From: Arun Dev on
Hi all

I just tried my luck on an old P-II, 233 MHz, 64 MB laptop.

Booting huge.s I could finish the installation. But I can't start
the installation. It gives

no file system could mount root, tried:
Kernel panic - not syncing: VFS: Unable to mount root fs on
unknown-block(8,2)

Am I correct in assuming that the initrd is too big for the 64 MB?

The root device is accoding to lilo.conf /dev/hda2

Kernel was 2.6.22 "generic".

Arun
From: Douglas Mayne on
On Wed, 30 Jan 2008 17:43:44 +0100, Arun Dev wrote:

> Hi all
>
> I just tried my luck on an old P-II, 233 MHz, 64 MB laptop.
>
> Booting huge.s I could finish the installation. But I can't start
> the installation. It gives
>
> no file system could mount root, tried:
> Kernel panic - not syncing: VFS: Unable to mount root fs on
> unknown-block(8,2)
>
> Am I correct in assuming that the initrd is too big for the 64 MB?
>
> The root device is accoding to lilo.conf /dev/hda2
>
> Kernel was 2.6.22 "generic".
>
> Arun
>
Caveat: I do not know the specific system requiremens for Slackware 12.0.
My guess is that 64M is enough to be able to /*run*/ Slack 12 (probably
via command line only). However, the Slackware /*setup*/ environment may
require more memory than that. If you could get around that catch-22, then
you could use that computer with Slack 12.

I have used various methods to setup Slack 12, including cloning a preset
image with the baseline set of packages. If you elect to go this route,
be aware that Slackware's recent kernels require an initrd and that can be
a stumbling block when setting up using a non-traditional method.

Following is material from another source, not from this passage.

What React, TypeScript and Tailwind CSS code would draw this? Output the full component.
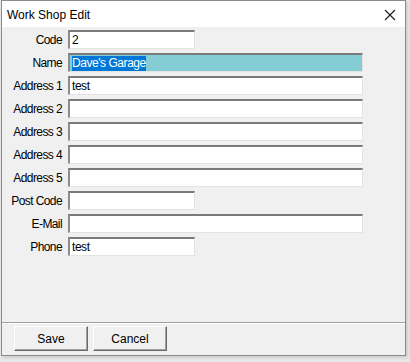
import React from "react";

type Field = {
  label: string;
  value?: string;
  wide?: boolean;
  selected?: boolean;
};

const fields: Field[] = [
  { label: "Code", value: "2" },
  { label: "Name", value: "Dave's Garage", wide: true, selected: true },
  { label: "Address 1", value: "test", wide: true },
  { label: "Address 2", wide: true },
  { label: "Address 3", wide: true },
  { label: "Address 4", wide: true },
  { label: "Address 5", wide: true },
  { label: "Post Code" },
  { label: "E-Mail", wide: true },
  { label: "Phone", value: "test" },
];

const FieldRow = ({ label, value, wide, selected }: Field) => (
  <div className="flex h-[19px] items-center">
    <div className="w-[61px] pr-px text-right tracking-[-0.6px]">{label}</div>
    <div
      className={
        "ml-[5px] flex h-[19px] items-center border-t-2 border-l-2 border-r border-b border-t-[#7a7a7a] border-l-[#8c8c8c] border-r-[#e3e3e3] border-b-[#e3e3e3] pl-[2px] " +
        (wide ? "w-[295px] " : "w-[127px] ") +
        (selected ? "bg-[#84cdd4]" : "bg-white")
      }
    >
      {selected ? (
        <span className="bg-[#0078d7] leading-[15px] text-white">{value}</span>
      ) : (
        <span className="leading-[15px]">{value}</span>
      )}
    </div>
  </div>
);

const WinButton = ({ title }: { title: string }) => (
  <button className="flex h-[25px] w-[74px] items-center justify-center border border-t-white border-l-white border-r-[#696969] border-b-[#696969] bg-[#f0f0f0] tracking-normal shadow-[inset_-1px_-1px_0_#a0a0a0]">
    {title}
  </button>
);

export default function App() {
  return (
    <div
      className="h-[362px] w-[410px] overflow-hidden bg-[#e8e8e8] text-[12px] tracking-[-0.45px] text-black"
      style={{ fontFamily: '"Liberation Sans", Arial, sans-serif' }}
    >
      <div className="ml-px flex h-[356px] w-[405px] flex-col border border-[#8a8a8a] bg-[#f0f0f0] shadow-[2px_2px_3px_rgba(0,0,0,0.12)]">
        <div className="flex h-[26px] items-center justify-between bg-white pl-[5px] pr-[9px] tracking-normal">
          <span className="pt-px">Work Shop Edit</span>
          <svg width="12" height="12" viewBox="0 0 12 12" className="mt-px">
            <path d="M1 1 L11 11 M11 1 L1 11" stroke="#1a1a1a" strokeWidth="1.1" />
          </svg>
        </div>
        <div className="flex flex-col gap-[4px] pt-[3px]">
          {fields.map((f, i) => (
            <FieldRow key={i} {...f} />
          ))}
        </div>
        <div className="mt-auto border-t border-t-[#a0a0a0]">
          <div className="flex h-[32px] gap-[5px] border-t border-t-white pl-[12px] pt-[2px]">
            <WinButton title="Save" />
            <WinButton title="Cancel" />
          </div>
        </div>
      </div>
    </div>
  );
}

It might just be the easiest course to break down and use the "screw
driver" method. You could swapout the disk to a computer with the
resources necessary, then swap it back into the older computer
when done.

--
Douglas Mayne
From: Olive on
Arun Dev wrote:
> Hi all
>
> I just tried my luck on an old P-II, 233 MHz, 64 MB laptop.
>
> Booting huge.s I could finish the installation. But I can't start
> the installation. It gives
>
> no file system could mount root, tried:
> Kernel panic - not syncing: VFS: Unable to mount root fs on
> unknown-block(8,2)
>
> Am I correct in assuming that the initrd is too big for the 64 MB?

No the initrd is quite small and you won't have this kind of message if
it were the case. The problem is (most probably); you do not include the
right modules for your root filesystem or do not have specified it
correctly. See man mkinitrd. If you use ext3 on /dev/hda2 you should
generate a good initrd by

mkinitrd -c -r /dev/hda2 -f ext3 -m ext3 -o initrd.img

(boot first with the huge kernel and make the initrd once the system is
booted; then you can boot with another kernel).

Olive
From: Olive on
Arun Dev wrote:
> Hi all
>
> I just tried my luck on an old P-II, 233 MHz, 64 MB laptop.
>
> Booting huge.s I could finish the installation. But I can't start
> the installation. It gives
>
> no file system could mount root, tried:
> Kernel panic - not syncing: VFS: Unable to mount root fs on
> unknown-block(8,2)
>
> Am I correct in assuming that the initrd is too big for the 64 MB?

No the initrd is quite small and you won't have this kind of message if
it were the case. The problem is (most probably); you do not include the
right modules for your root filesystem or do not have specified it
correctly. See man mkinitrd. If you use ext3 on /dev/hda2 you should
generate a good initrd by

mkinitrd -c -r /dev/hda2 -f ext3 -m ext3 -o initrd.img

(boot first with the huge kernel and make the initrd once the system is
booted; then you can boot with another kernel).

Olive

From: Helmut Hullen on
Hallo, Arun,

Du meintest am 30.01.08:


> I just tried my luck on an old P-II, 233 MHz, 64 MB laptop.

> Booting huge.s I could finish the installation. But I can't start
> the installation. It gives

> no file system could mount root, tried:
> Kernel panic - not syncing: VFS: Unable to mount root fs on
> unknown-block(8,2)

May not help you: I find this message on 1 of my machines with many
kernels (Compaq 500, 498 MB RAM), I don't find it on my (many) other
machines. Some kernels have no problems - I haven't found why.

I'd found this message under Slackware 11.x too.

Viele Gruesse
Helmut

"Ubuntu" - an African word, meaning "Slackware is too hard for me".